There were fewer than 40 employees when Reiss started 19 years ago, and now it’s 1,400. That includes 35 new hires for the brand’s first store, and flagship, at Toronto’s Yorkdale Shopping Centre, which opened in October. Until now, Canada Goose was available solely through wholesale partners such as Holt Renfrew and Simons, and, as of 2014, online. With the meteoric rise of ecommerce, and many brick-and-mortars struggling or shuttering, it might seem like a strange time to set up a 4,000-square-foot shop, but for Reiss it’s all a part of the bigger sell. “When people first try on a Canada Goose jacket, they realize it’s so warm, so I think we’ve always been experiential in that sense,” says Reiss. “And having a brick-and-mortar location allows us to tell a story, and really show off the brand and Canada.”

All chapters from the proverbial storybook are present in the store: new styles, archival pieces, exclusives, collaborations. The Canadiana extends beyond the product, too, with a reception desk made of British Columbia marble, soapstone polar bear carvings by Alberta-based aboriginal artist Jason Carter, and furniture from Montreal’s Montauk Sofa.

These same design elements will be carried over into the brand’s second store, opening in New York in November. Ironically, Canada is not Canada Goose’s biggest market—that would be the U.S., with the Big Apple at its core. (Sales there were up 30 per cent last year.) Reiss attributes their growth to two things: “Our relationship with pop culture—Hollywood, athletes, and entertainers—and the fact that our brand is functional, not just fashion.” The latter he puts particular weight on. “At the end of the day, I don’t think any brand is sustainable for the long-term if you don’t make the best-in-class product.”

Striking the right function-plus-fashion notes isn’t strictly an inside job. In 2016 alone, Canada Goose collaborated on styles with Marc Jacobs, Opening Ceremony, Vetements, and Drake’s OVO. Known to sell out in minutes, the ongoing relationship with OVO is a particularly lucrative one.

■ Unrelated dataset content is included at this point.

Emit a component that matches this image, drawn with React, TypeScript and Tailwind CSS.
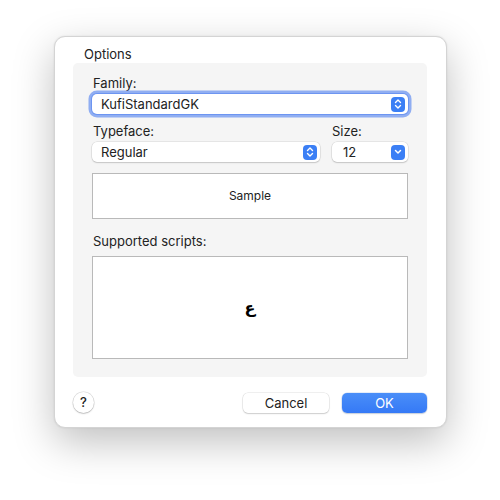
import React from "react";

const font = { fontFamily: "Inter, 'Liberation Sans', sans-serif" };

function Stepper({ single }: { single?: boolean }) {
  return (
    <div className="flex h-[15px] w-[14px] items-center justify-center rounded-[4px] bg-[#3b7ff5]">
      {single ? (
        <svg width="8" height="6" viewBox="0 0 8 6">
          <path d="M1.5 1.5 L4 4 L6.5 1.5" stroke="white" strokeWidth="1.5" fill="none" strokeLinecap="round" strokeLinejoin="round" />
        </svg>
      ) : (
        <svg width="8" height="12" viewBox="0 0 8 12">
          <path d="M1.5 4.5 L4 2 L6.5 4.5" stroke="white" strokeWidth="1.4" fill="none" strokeLinecap="round" strokeLinejoin="round" />
          <path d="M1.5 7.5 L4 10 L6.5 7.5" stroke="white" strokeWidth="1.4" fill="none" strokeLinecap="round" strokeLinejoin="round" />
        </svg>
      )}
    </div>
  );
}

export default function App() {
  return (
    <div className="h-[500px] w-[500px] bg-white pl-[54px] pt-[36px] text-[13px] text-[#222]" style={font}>
      <div className="flex h-[392px] w-[393px] flex-col rounded-[11px] border border-[#d4d4d4] bg-white shadow-[0_14px_40px_rgba(0,0,0,0.25),0_0_2px_rgba(0,0,0,0.1)]">
        <div className="h-[26px] pl-[29px] pt-[9px] leading-[16px]">Options</div>
        <div className="ml-[18px] flex h-[314px] w-[354px] flex-col rounded-[5px] bg-[#f5f5f5] px-[19px] pt-[12px]">
          <div className="pl-[1px] leading-[16px]">Family:</div>
          <div className="mt-[3px] flex h-[20px] items-center rounded-[5px] bg-white pl-[9px] pr-[3px] shadow-[0_0_0_1px_rgba(80,130,240,0.55),0_0_0_3.5px_rgba(110,150,240,0.75)]">
            <span className="flex-1 leading-[16px]">KufiStandardGK</span>
            <Stepper />
          </div>
          <div className="mt-[9px] flex gap-[12px]">
            <div className="flex w-[228px] flex-col">
              <div className="pl-[1px] leading-[16px]">Typeface:</div>
              <div className="mt-[3px] flex h-[20px] items-center rounded-[5px] bg-white pl-[9px] pr-[3px] shadow-[0_0_0_0.5px_rgba(0,0,0,0.12),0_1px_1.5px_rgba(0,0,0,0.15)]">
                <span className="flex-1 leading-[16px]">Regular</span>
                <Stepper />
              </div>
            </div>
            <div className="flex flex-1 flex-col">
              <div className="leading-[16px]">Size:</div>
              <div className="mt-[3px] flex h-[20px] items-center rounded-[5px] bg-white pl-[11px] pr-[3px] shadow-[0_0_0_0.5px_rgba(0,0,0,0.12),0_1px_1.5px_rgba(0,0,0,0.15)]">
                <span className="flex-1 leading-[16px]">12</span>
                <Stepper single />
              </div>
            </div>
          </div>
          <div className="mt-[11px] flex h-[46px] items-center justify-center border border-[#b9b9b9] bg-white text-[12px]">
            Sample
          </div>
          <div className="mt-[14px] pl-[1px] leading-[16px]">Supported scripts:</div>
          <div className="mt-[7px] flex h-[103px] items-center justify-center border border-[#b9b9b9] bg-white">
            <span className="text-[16px] font-bold leading-none text-black" style={{ fontFamily: "'DejaVu Sans', sans-serif" }}>
              ع
            </span>
          </div>
        </div>
        <div className="mt-[15px] flex items-center pl-[18px] pr-[19px]">
          <div className="flex h-[21px] w-[21px] items-center justify-center rounded-full bg-white text-[13px] font-medium shadow-[0_0_0_0.5px_rgba(0,0,0,0.15),0_1px_1.5px_rgba(0,0,0,0.18)]">
            ?
          </div>
          <div className="flex-1" />
          <button className="flex h-[20px] w-[86px] items-center justify-center rounded-[5px] bg-white leading-[16px] shadow-[0_0_0_0.5px_rgba(0,0,0,0.12),0_1px_1.5px_rgba(0,0,0,0.15)]">
            Cancel
          </button>
          <button className="ml-[13px] flex h-[20px] w-[85px] items-center justify-center rounded-[5px] bg-gradient-to-b from-[#4a8ef8] to-[#3579f6] leading-[16px] text-white shadow-[0_0_0_0.5px_rgba(0,80,200,0.2),0_1px_1.5px_rgba(0,0,0,0.15)]">
            OK
          </button>
        </div>
      </div>
    </div>
  );
}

Most collaborations are reimagined versions of Canada Goose’s iconic down parkas, and while that winter staple remains the pillar of the business, the team has also been putting more time and effort into the warmer seasons. The Spring 2017 collection is only the third of its kind, and Reiss considers it their best yet. There are five new fabrics, including the paper-thin, transparent Solo-Light for high winds and light rains, as well as four new abstract prints, one based off of WWI dazzle camouflage used on British and American naval ships. Down still shows up, albeit ultra-light, and most innovatively interpreted as a crewneck sweater.

What’s missing from the Spring line is coyote fur, a material used on the trim of the brand’s hooded parkas that has drawn a lot of heat from animal rights groups in the process. The criticisms mainly pertain to Canada Goose’s claims on its website that the fur purchased from trappers is humanely captured, and only coyote, an abundant species. Last year, Animal Justice Canada went so far as to file a false advertising complaint against the company, but the Competition Bureau of Canada dismissed the case. “Our sourcing meets the strictest standards of ethical hunting and trapping that exists,” says Reiss. “We stand behind what we do.” He does, however, understand that there are people who uniformly disagree with the use of fur: “Fortunately, lots of styles don’t have fur; at least half of our collection doesn’t.”

The fur flack doesn’t seem to have quelled Canada Goose’s growth, and to keep up with demand, the company purchased an existing 45,000-square-foot factory in Toronto and opened a new 103,000-square-foot facility in Winnipeg last year. Reiss acknowledges that expanding their product line may necessitate some out-of-country manufacturing, but that they endeavor to keep all down jacket production here. “The world loves Canada, the world wants more Canada, and we have a big opportunity to keep doing that,” he says. “Bigger in the right way.”

While Reiss dreams of Canada Goose being as synonymous with its country of origin as the Swiss and their timepieces, the brand is also exploring its subtler side. Going a step further than its Black Label, which features more muted logo patches than its standard white, red, and blue, it has introduced styles that bear no patch at all, for the customer looking to be less conspicuous. Cool but downplaying it, how Canadian.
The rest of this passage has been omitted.